> _Written exercise_: Quote the data below in full, minus the images.

> _Stored data_:

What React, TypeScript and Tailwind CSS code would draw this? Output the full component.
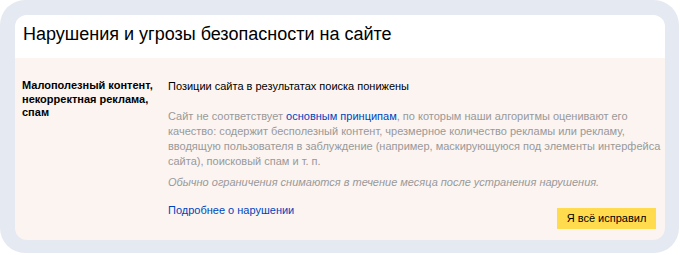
import React from "react";

export default function App() {
  return (
    <div className="w-[680px] h-[255px] bg-white" style={{ fontFamily: "Arial, 'Liberation Sans', sans-serif" }}>
      <div className="w-[679px] h-[253px] bg-[#e5e9f1] rounded-[25px] pt-[15px] pl-[15px] pr-[14px] pb-[13px]">
        <div className="w-full h-full rounded-[12px] overflow-hidden flex flex-col bg-[#fbf4f1]">
          <div className="bg-white h-[43px] pl-[8px] pt-[8px] shrink-0">
            <h1 className="text-[18px] leading-[22px] text-black">Нарушения и угрозы безопасности на сайте</h1>
          </div>
          <div className="flex flex-1 pt-[21px] pl-[7px] pr-[9px]">
            <div className="w-[146px] shrink-0 text-[11px] leading-[13.5px] font-bold text-black">
              Малополезный контент, некорректная реклама, спам
            </div>
            <div className="flex-1 min-w-0 flex flex-col text-[11px]">
              <div className="leading-[14px] text-black">Позиции сайта в результатах поиска понижены</div>
              <p className="mt-[16px] leading-[15px] text-[#999999] mr-[-8px]">
                Сайт не соответствует <span className="text-[#0044bb]">основным принципам</span>, по которым наши алгоритмы оценивают его качество: содержит бесполезный контент, чрезмерное количество рекламы или рекламу, вводящую пользователя в заблуждение (например, маскирующуюся под элементы интерфейса сайта), поисковый спам и т. п.
              </p>
              <p className="mt-[6px] leading-[15px] italic text-[#999999]">
                Обычно ограничения снимаются в течение месяца после устранения нарушения.
              </p>
              <div className="flex items-start justify-between mt-[13px]">
                <span className="text-[#0044bb] leading-[15px]">Подробнее о нарушении</span>
                <button className="bg-[#ffdb4d] h-[21px] w-[99px] mt-[5px] text-[11px] text-black leading-[21px]">Я всё исправил</button>
              </div>
            </div>
          </div>
        </div>
      </div>
    </div>
  );
}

> _Solution to the exercise_:
What React, TypeScript and Tailwind CSS code would draw this? Output the full component.
import React from "react";

export default function App() {
  return (
    <div className="w-[680px] h-[255px] bg-white" style={{ fontFamily: "Arial, 'Liberation Sans', sans-serif" }}>
      <div className="w-[679px] h-[253px] bg-[#e5e9f1] rounded-[25px] pt-[15px] pl-[15px] pr-[14px] pb-[13px]">
        <div className="w-full h-full rounded-[12px] overflow-hidden flex flex-col bg-[#fbf4f1]">
          <div className="bg-white h-[43px] pl-[8px] pt-[8px] shrink-0">
            <h1 className="text-[18px] leading-[22px] text-black">Нарушения и угрозы безопасности на сайте</h1>
          </div>
          <div className="flex flex-1 pt-[21px] pl-[7px] pr-[9px]">
            <div className="w-[146px] shrink-0 text-[11px] leading-[13.5px] font-bold text-black">
              Малополезный контент, некорректная реклама, спам
            </div>
            <div className="flex-1 min-w-0 flex flex-col text-[11px]">
              <div className="leading-[14px] text-black">Позиции сайта в результатах поиска понижены</div>
              <p className="mt-[16px] leading-[15px] text-[#999999] mr-[-8px]">
                Сайт не соответствует <span className="text-[#0044bb]">основным принципам</span>, по которым наши алгоритмы оценивают его качество: содержит бесполезный контент, чрезмерное количество рекламы или рекламу, вводящую пользователя в заблуждение (например, маскирующуюся под элементы интерфейса сайта), поисковый спам и т. п.
              </p>
              <p className="mt-[6px] leading-[15px] italic text-[#999999]">
                Обычно ограничения снимаются в течение месяца после устранения нарушения.
              </p>
              <div className="flex items-start justify-between mt-[13px]">
                <span className="text-[#0044bb] leading-[15px]">Подробнее о нарушении</span>
                <button className="bg-[#ffdb4d] h-[21px] w-[99px] mt-[5px] text-[11px] text-black leading-[21px]">Я всё исправил</button>
              </div>
            </div>
          </div>
        </div>
      </div>
    </div>
  );
}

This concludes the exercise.